Je crois comprendre que"Tamo" n'enseigne pas à l'université, ce qui n'est pas une excuse lui permettant d'étaler son ignorance.

Une petite correction s'impose : le monde arabo musulman a eu un prix nobel a la fin des années 70. Le pakistannais Abus SALAM!

Prix Nobel nous échappent? Du tout, si les prix Nobels de la médiocrité, dial chafra, de l'incompétence, du mensonge et etc existaient, nous aurions une grande chance d'en avoir UN pour décrocher un sésame dans une des ces catégories, nos meilleurs ingénieurs et scientifiques quittent en masse notre cher Maroc pour d'autres cieux et l'hécatombe continue, qui font le bonheur des états dites développés, notre éducation nationale est médiocre pilotée par des médiocres et nous aurons encore la joie de contempler cette médiocrité pour quelques décennies, désolé de mon hors sujet...

Et que reprochez vous aux gardiens de la morale et à ceux qui récitent des dogmes s'il ont choisi cette voie de savoir que beaucoup de gens ne comprennent pas ? Science qui n est pas reconnu par les distributeurs de prix mondiaux , mais ils n'en ont que faire ! Epistemicide

Ce n'est pas le génie arabe qui est absent. C'est l'attribution des prix Nobel qui est tombée sous le coup du lobbyisme. Cette année, le prix Nobel de chimie a été attribué à trois chercheurs qui ont développé la batterie au lithium, un américain, un anglais et un japonais tout en omettant de façon honteuse celui qui est appelé le père de la dite batterie au lithium et qui est le marocain Rachid Elyazami

Parce la fraction de bougres de fange est mise sous les projecteurs au lieu d'illuminer l'élite propre comme cela a toujours été par le passé.

Je ne sais pas si vous faites allusions à ce fameux commuté qui délivre ce prix,

exactement tres cher professeur:non aux prétendus gardiens de la morale et a ceux qui se contentent de réciter des dogmes.grace a vous et ceux de votre trempe ô combien nombreux dans notre cher le maroc et la Diaspora marocaine,le maroc décrochera ce sésame.

Bonjour. Je crois savoir que l'écrivain Taha Hussein avait reçu le Nobel de littérature. Mais il est vrai. Dans le monde arabe on est loin du compte.

Tah hussein n'a pas eu le prix Nobel c'était Naguib Mahfoud en 1988

C'est exact mais il s'agit ici des Prix Nobel scientifiques.

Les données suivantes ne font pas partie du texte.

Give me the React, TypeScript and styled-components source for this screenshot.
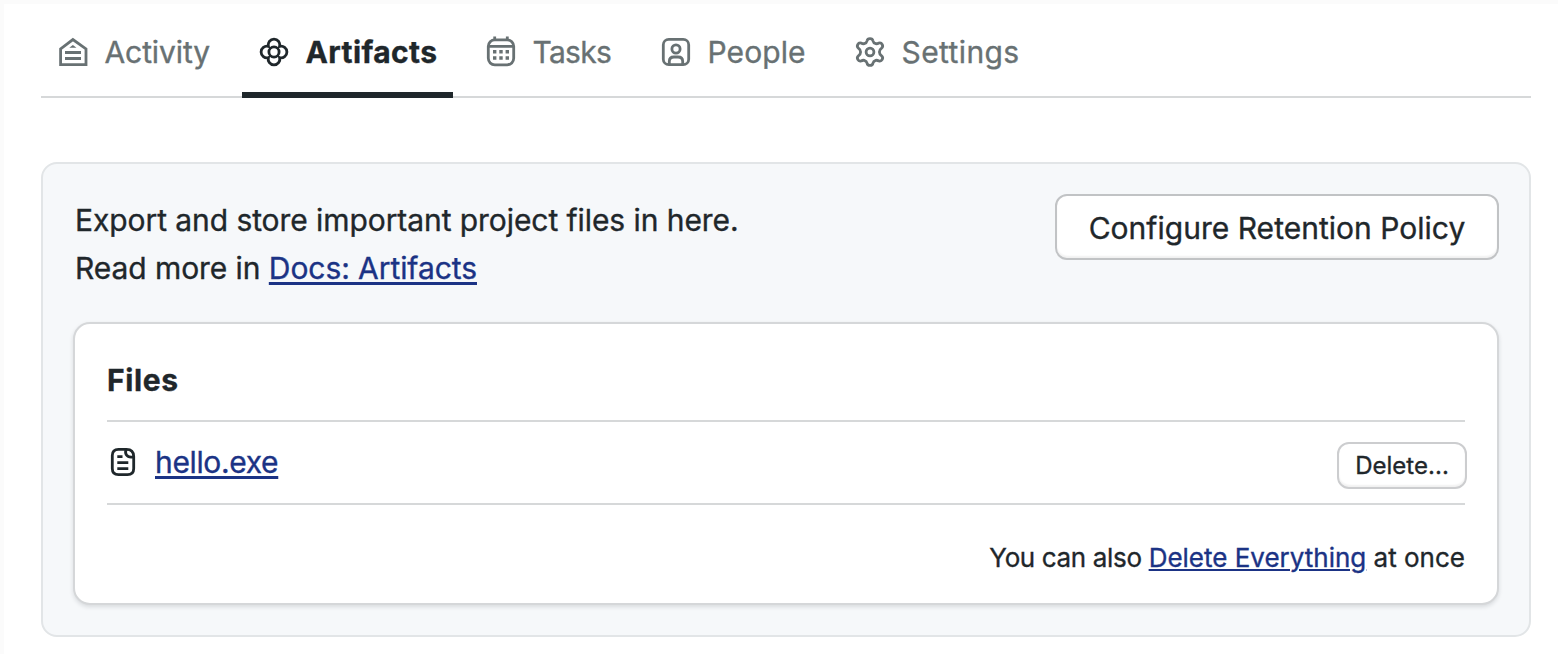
import React from 'react';
import styled, { createGlobalStyle } from 'styled-components';

const Global = createGlobalStyle`
  *, *::before, *::after { box-sizing: border-box; }
  body { margin: 0; background: #fbfbfb; }
`;

const Page = styled.div`
  height: 654px;
  padding: 4px 0 0 4px;
  overflow: hidden;
  font-family: Inter, "Liberation Sans", sans-serif;
  font-size: 30px;
  color: #1f272b;
  -webkit-text-stroke: 0.35px currentColor;
`;

const Sheet = styled.main`
  height: 650px;
  padding: 0 27px 0 37px;
  background: #fff;
`;

const Tabs = styled.nav`
  display: flex;
  gap: 16px;
  height: 94px;
  border-bottom: 2px solid #d6d8d9;
`;

const Tab = styled.a<{ $active?: boolean; $width: number; $tracking?: number }>`
  display: flex;
  flex: none;
  align-items: center;
  gap: 15.5px;
  width: ${p => p.$width}px;
  height: 94px;
  padding: 7px 0 0 16px;
  border-bottom: 6px solid ${p => (p.$active ? '#1f272b' : 'transparent')};
  color: ${p => (p.$active ? '#1f272b' : '#687173')};
  font-weight: ${p => (p.$active ? 700 : 400)};
  letter-spacing: ${p => p.$tracking ?? 0}px;
  line-height: 40px;
  white-space: nowrap;
`;

const Icon = styled.svg`
  flex: none;
  width: 32px;
  height: 32px;
  fill: none;
  stroke: currentColor;
  stroke-width: 2.8;
`;

const Panel = styled.section`
  margin-top: 64px;
  height: 475px;
  padding: 30px;
  border: 2px solid #e2e5e7;
  border-radius: 16px;
  background: #f6f8fa;
`;

const Intro = styled.div`
  display: flex;
  justify-content: space-between;
  align-items: flex-start;
  height: 128px;
`;

const Description = styled.p`
  margin: 2px 0 0 2px;
  line-height: 48px;
  letter-spacing: -0.07px;
`;

const Link = styled.a<{ $thin?: boolean }>`
  color: #1b3385;
  text-decoration: underline;
  text-decoration-thickness: ${p => (p.$thin ? 2 : 2.7)}px;
  text-underline-offset: ${p => (p.$thin ? 2 : 2.5)}px;
`;

const Button = styled.button<{ $small?: boolean }>`
  width: ${p => (p.$small ? 130 : 444)}px;
  height: ${p => (p.$small ? 47 : 66)}px;
  margin-top: ${p => (p.$small ? 4 : 0)}px;
  padding: ${p => (p.$small ? 0 : 2)}px 0 0;
  border: 2px solid ${p => (p.$small ? '#cccdcf' : '#c1c3c5')};
  border-radius: 12px;
  background: #fff;
  box-shadow: inset 0 -2px 2px rgba(0, 0, 0, 0.06);
  color: inherit;
  font: ${p => (p.$small ? 24 : 30)}px Inter, "Liberation Sans", sans-serif;
  letter-spacing: 0.02px;
  white-space: nowrap;
`;

const Card = styled.div`
  height: 283px;
  padding: 32px 32px 0;
  border: 2px solid #d5d7d9;
  border-radius: 17px;
  background: #fff;
  box-shadow: 0 2px 4px rgba(20, 30, 40, 0.13);
`;

const Heading = styled.h2`
  height: 66px;
  margin: 0;
  border-bottom: 2px solid #d6d8d9;
  font-size: 30px;
  font-weight: 700;
  line-height: 48px;
  letter-spacing: 0.6px;
`;

const RowRule = styled.div`
  height: 83px;
  border-bottom: 2px solid #d6d8d9;
`;

const FileRow = styled.div`
  display: flex;
  align-items: center;
  justify-content: space-between;
  height: 83px;
  margin-right: -2px;
`;

const FileName = styled.span`
  display: flex;
  align-items: center;
  gap: 16px;
  padding-bottom: 4px;
  letter-spacing: -0.35px;
`;

const Footer = styled.p`
  margin: 33px 0 0;
  font-size: 26px;
  line-height: 40px;
  text-align: right;
`;

const Lead = styled.span`
  letter-spacing: -0.35px;
`;

const ActivityIcon = () => (
  <Icon viewBox="57 36 32 32">
    <path d="M60.6 64.7V48.9L72.9 39.6L86 48.9V64.7Z" />
    <path d="M65 52.5H81M65 58.5H81" />
    <path d="M69.3 47.8L72.9 44.9L76.5 47.8Z" fill="currentColor" stroke="none" />
  </Icon>
);

const ArtifactsIcon = () => (
  <Icon viewBox="-16 -16 32 32">
    <path d="M-5.6 -5.6A5.8 5.8 0 1 1 5.6 -5.6A5.8 5.8 0 1 1 5.6 5.6A5.8 5.8 0 1 1 -5.6 5.6A5.8 5.8 0 1 1 -5.6 -5.6Z" />
    <circle r="5.1" />
  </Icon>
);

const TasksIcon = () => (
  <Icon viewBox="485 36 32 32">
    <rect x="488.3" y="39.8" width="25.4" height="25" rx="6.5" />
    <path d="M488 46.3H514M494.7 36.6V39.8M507.3 36.6V39.8" />
    <path d="M493 51.8h3.4M499.3 51.8h3.4M505.6 51.8h3.4M493 58h3.4M499.3 58h3.4M505.6 58h3.4" strokeWidth="3.4" />
  </Icon>
);

const PeopleIcon = () => (
  <Icon viewBox="660 36 32 32">
    <rect x="663.3" y="39.3" width="25.4" height="25.4" rx="5.5" />
    <circle cx="676" cy="49" r="4.1" />
    <path d="M669.3 64.5V61.5Q669.3 57 674 57H678Q682.7 57 682.7 61.5V64.5" />
  </Icon>
);

const SettingsIcon = () => (
  <Icon viewBox="-16 -16 32 32">
    <circle r="3.9" />
    <path
      strokeLinejoin="round"
      d="M-2.9 -11.2Q-2.6 -13.4 0 -13.4Q2.6 -13.4 2.9 -11.2Q3.4 -8.9 5.7 -8.3Q7.2 -8 8.9 -9Q11.2 -9.6 12.2 -7.5Q13.4 -5.2 11.6 -3.8Q9.4 -2.2 9.4 0Q9.4 2.2 11.6 3.8Q13.4 5.2 12.2 7.5Q11.2 9.6 8.9 9Q7.2 8 5.7 8.3Q3.4 8.9 2.9 11.2Q2.6 13.4 0 13.4Q-2.6 13.4 -2.9 11.2Q-3.4 8.9 -5.7 8.3Q-7.2 8 -8.9 9Q-11.2 9.6 -12.2 7.5Q-13.4 5.2 -11.6 3.8Q-9.4 2.2 -9.4 0Q-9.4 -2.2 -11.6 -3.8Q-13.4 -5.2 -12.2 -7.5Q-11.2 -9.6 -8.9 -9Q-7.2 -8 -5.7 -8.3Q-3.4 -8.9 -2.9 -11.2Z"
    />
  </Icon>
);

const FileIcon = () => (
  <Icon viewBox="107 446 32 32">
    <path d="M126.5 449.3H118.5Q112.3 449.3 112.3 455.5V468.5Q112.3 474.7 118.5 474.7H127.5Q133.7 474.7 133.7 468.5V456.5Q133.7 449.3 126.5 449.3Z" />
    <path d="M126.3 449.5Q124.8 451.8 126.3 454.8Q128.5 458 133.5 456.8M117.3 456.7H122.5M117.3 462.7H128.3M117.3 468.7H128.3" />
  </Icon>
);

export default function App() {
  return (
    <Page>
      <Global />
      <Sheet>
        <Tabs>
          <Tab $width={185} $tracking={-0.1}><ActivityIcon />Activity</Tab>
          <Tab $width={211} $active $tracking={0.4}><ArtifactsIcon />Artifacts</Tab>
          <Tab $width={159} $tracking={-0.7}><TasksIcon />Tasks</Tab>
          <Tab $width={178} $tracking={0.1}><PeopleIcon />People</Tab>
          <Tab $width={200} $tracking={0.4}><SettingsIcon />Settings</Tab>
        </Tabs>
        <Panel>
          <Intro>
            <Description>
              Export and store important project files in here.
              <br />
              Read more in <Link>Docs: Artifacts</Link>
            </Description>
            <Button>Configure Retention Policy</Button>
          </Intro>
          <Card>
            <Heading>Files</Heading>
            <RowRule>
              <FileRow>
                <FileName><FileIcon /><Link>hello.exe</Link></FileName>
                <Button $small>Delete...</Button>
              </FileRow>
            </RowRule>
            <Footer>
              <Lead>You can also </Lead><Link $thin>Delete Everything</Link> at once
            </Footer>
          </Card>
        </Panel>
      </Sheet>
    </Page>
  );
}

Et pourquoi pas l'électro-chimiste marocain Rachid Yazami, l'inventeur de l'anode graphite pour les batteries lithium-ion. Il mérite bien le prix Nobel !

Oui, pourquoi pas!

Le genie humain arabe et l investissement dans le domaine de la recherche:ingredients necessaires que nous n avons pas. du babla oui.